Mike Pelfrey has earned $9.5 million in two seasons with the Twins. For that expenditure, his employers had received five wins, 16 losses, a 5.56 ERA and a total of 176 1/3 innings in 34 starts.

That's an average of a fraction over five innings per start. He also had allowed 213 hits, a hits-to-inning ratio guaranteed to lead to failure.

The Twins' front office and the previous field staff would defend Pelfrey by pointing to two things: A) He was such an exceptional competitor that he returned much earlier than the norm from Tommy John surgery to be in the Twins' rotation to open the 2013 season; and B) he was a terrific teammate and a pure professional as a pitcher.

The Twins were so suckered in by Point A that they gave Pelfrey a two-year, $11 million contract to return in 2014, even after his awful performance in 2013 – 5-13 with a 5.19 ERA – assisted the 66-96 record and 13th-place finish in the American League.

Pelfrey made five horrible starts in 2014, 0-3 with a 7.99 ERA, and did not pitch after May 1 due to a groin injury. He received $5.5 million in salary for that, and is due the same amount for 2015.

On Saturday, the Twins announced they were sending 25-year-old starter Trevor May to Class AAA Rochester, to join 25-year-old Alex Meyer to form the oldest exacta of red-hot pitching prospects in all of organized baseball.

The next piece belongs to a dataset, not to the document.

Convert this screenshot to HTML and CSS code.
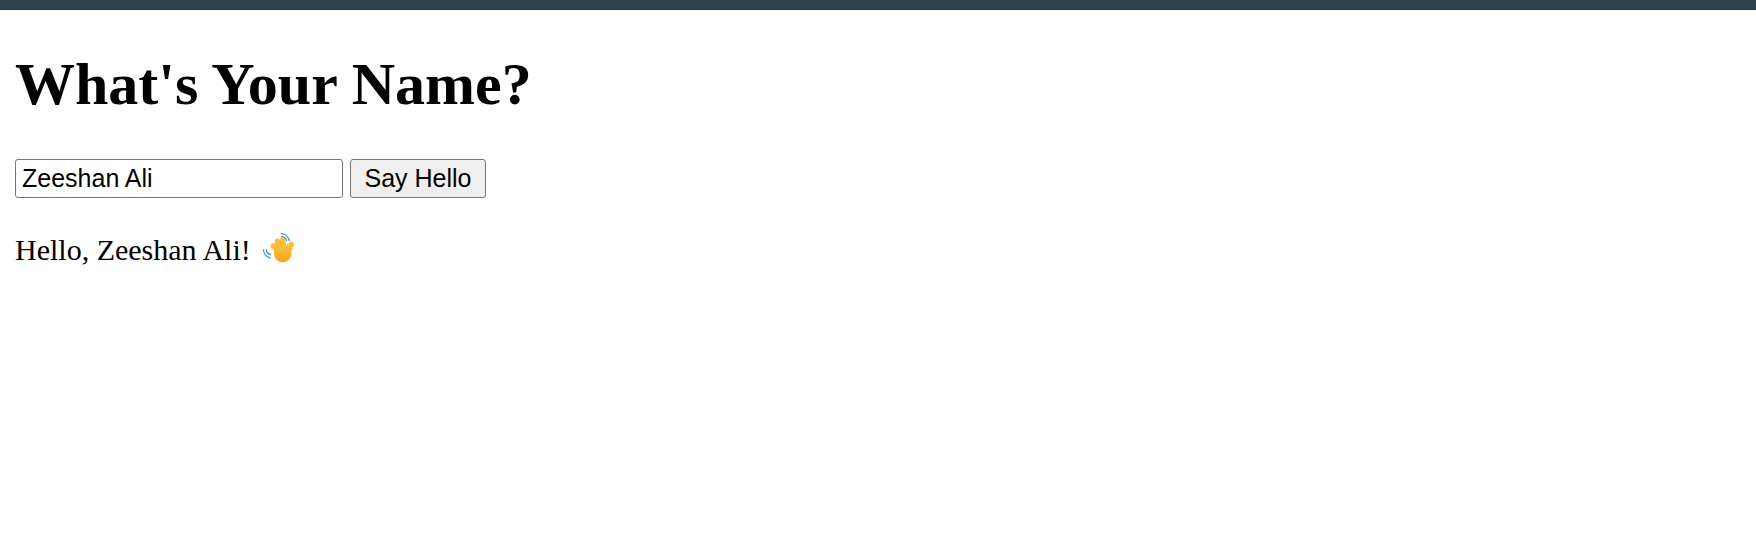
FILE: index.html
```html
<!DOCTYPE html>
<html lang="en">
<head>
<meta charset="utf-8">
<title>What's Your Name?</title>
<link rel="stylesheet" href="styles.css">
</head>
<body>
<div class="topbar"></div>
<main class="app">
  <h1 class="title">What's Your Name?</h1>
  <div class="form">
    <input class="name-input" type="text" value="Zeeshan Ali">
    <button class="say-btn" type="button">Say Hello</button>
  </div>
  <p class="greeting">Hello, Zeeshan Ali! <svg class="wave" viewBox="0 0 34 34" aria-hidden="true">
    <defs><linearGradient id="skin" x1="0" y1="0" x2="0" y2="1"><stop offset="0" stop-color="#fdc53f"/><stop offset="1" stop-color="#f8a020"/></linearGradient></defs>
    <g fill="none" stroke="#3b96d8" stroke-width="1.2" stroke-linecap="round">
      <path d="M19 3.500c3.600 0 6.800 2.600 7.600 6.600"/>
      <path d="M19.500 6.200c2.300.1 3.900 1.500 4.600 3.700"/>
      <path d="M2.300 18.500c.2 3.600 2.800 6.900 6.500 8"/>
      <path d="M5 18.800c.2 2 1.500 3.700 3.700 4.500"/>
    </g>
    <g fill="none" stroke="#fcbc38" stroke-width="5" stroke-linecap="round">
      <path d="M19 22 11.500 15"/>
      <path d="M20 21 15.500 10.500"/>
      <path d="M22 20 20.500 9.500"/>
      <path d="M25 24 28.500 13.500"/>
    </g>
    <ellipse cx="20.500" cy="22" rx="8.300" ry="8.500" fill="url(#skin)"/>
    <g fill="none" stroke="#ed9d22" stroke-width=".7" stroke-linecap="round">
      <path d="M13.500 12.500 17 17"/>
      <path d="M18 10.500 20 16"/>
      <path d="M25 13.500 24.500 18"/>
    </g>
  </svg></p>
</main>
</body>
</html>
```
FILE: styles.css
```css
html, body { margin: 0; padding: 0; background: #fff; }
body { font-family: "Liberation Serif", serif; color: #000; }
.topbar { height: 10px; background: #2c434e; }
.app { padding: 0 15px; }
.title { margin: 40px 0 40px; font-size: 60px; line-height: 69px; font-weight: 700; }
.form { display: flex; gap: 7px; align-items: stretch; height: 39px; }
.name-input {
  box-sizing: border-box; width: 328px; height: 39px; margin: 0; padding: 1px 6px;
  font: 25px "Liberation Sans", sans-serif; color: #000; background: #fff;
  border: 1px solid #767676; border-radius: 3px;
}
.say-btn {
  box-sizing: border-box; width: 136px; height: 39px; margin: 0; padding: 1px 7px;
  font: 25px "Liberation Sans", sans-serif; color: #000; background: #efefef;
  border: 1px solid #767676; border-radius: 3px;
}
.greeting { margin: 34px 0 0; font-size: 30px; line-height: 35px; display: flex; align-items: center; gap: 10px; }
.wave { width: 36px; height: 36px; flex: none; margin-top: -3px; }
```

With some luck, maybe May and Meyer can lead the U.S. staff in this summer's Futures Oldtimers Game during All-Star festivities in Cincinnati, perhaps dueling against Lester Oliveros and Deolis Guerra for the World team.

As part of the roster decisions, the Twins also said that lefthander Tommy Milone will open as the Twins' fifth starter, and all 6-foot-7 of Long Mike will be assigned duty in the bullpen.

The response of Pelfrey, the terrific teammate and pure professional?

Eyewitness accounts from reporters tell us Pelfrey was genuinely angry over this, saying the Twins had misled him over the fairness of the competition – and that he deserved the job because he had outpitched Milone in exhibitions.

Here's the truth: Neither Milone nor Pelfrey deserves to be in the rotation of a big-league team that takes itself seriously, but the Twins offered Milone arbitration and were stuck with his $2.775 million salary, and Pelfrey's making the $5.5 million, which meant that May was always doomed to be the candidate to be unfairly judged.

The humorous angle in Saturday's discussion on Pelfrey was that the 31-year-old righthander was so frustrated that he was now open to a trade.

OK, let's form two lines: the teams not interested in Mike Pelfrey as a starter on the left, and the Sioux City Explorers and the Kansas City T-Bones on the right.